Reaching students emotionally matters. A lot. Ultimately our joy in life is a function of the quality of our relationship with other people. The more we understand that people are more important than things and that connecting with another person on an emotional level is the key to our sense of self and theirs, the more control each of us will have over the outcomes in our lives.

Literacy is everything for academic performance. Whether in business, in school, or in our personal lives it is our ability to read and understand and also our ability to communicate what we observe, think, and feel effectively that determine our power to create joy and meaning in our lives, and to seize the opportunities that present themselves to us.

 

The only thing I would change in this list of things we might wish we knew at the outset of any endeavor, whether as a leader, as a teacher, or as a friend is to:

“beware of the naysayers who are so immersed in bitterness and resentment that they find it necessary to drag us down to their level rather than elevate themselves up to ours”

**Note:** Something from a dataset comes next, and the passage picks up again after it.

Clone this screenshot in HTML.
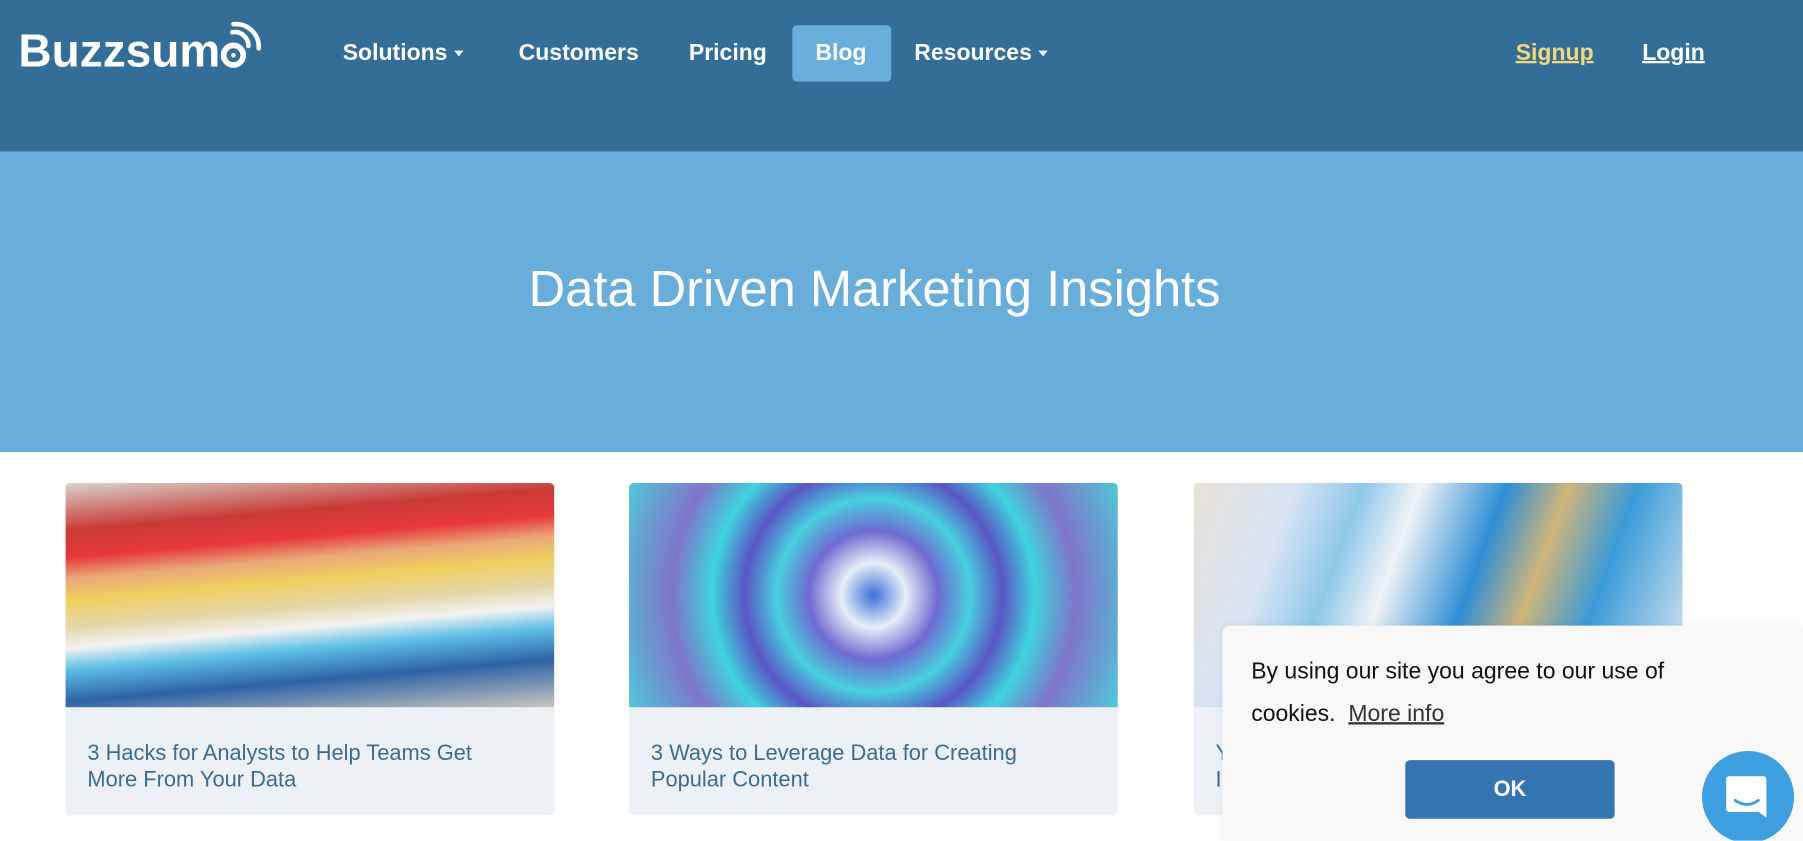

The common theme through all of these items has to do with the quality of the relationships we are able to create and sustain. Ultimately, the value of our lives is measured against the quality of our relationships with other people.  So important is this central theme “that relationships are central to what we do” that I advocate that the entire educational process be re-structured in such a way that it supports a teacher’s ability to build and sustain close, personal relationships with their students, with the parents of their students, and with the other members of their teaching teams.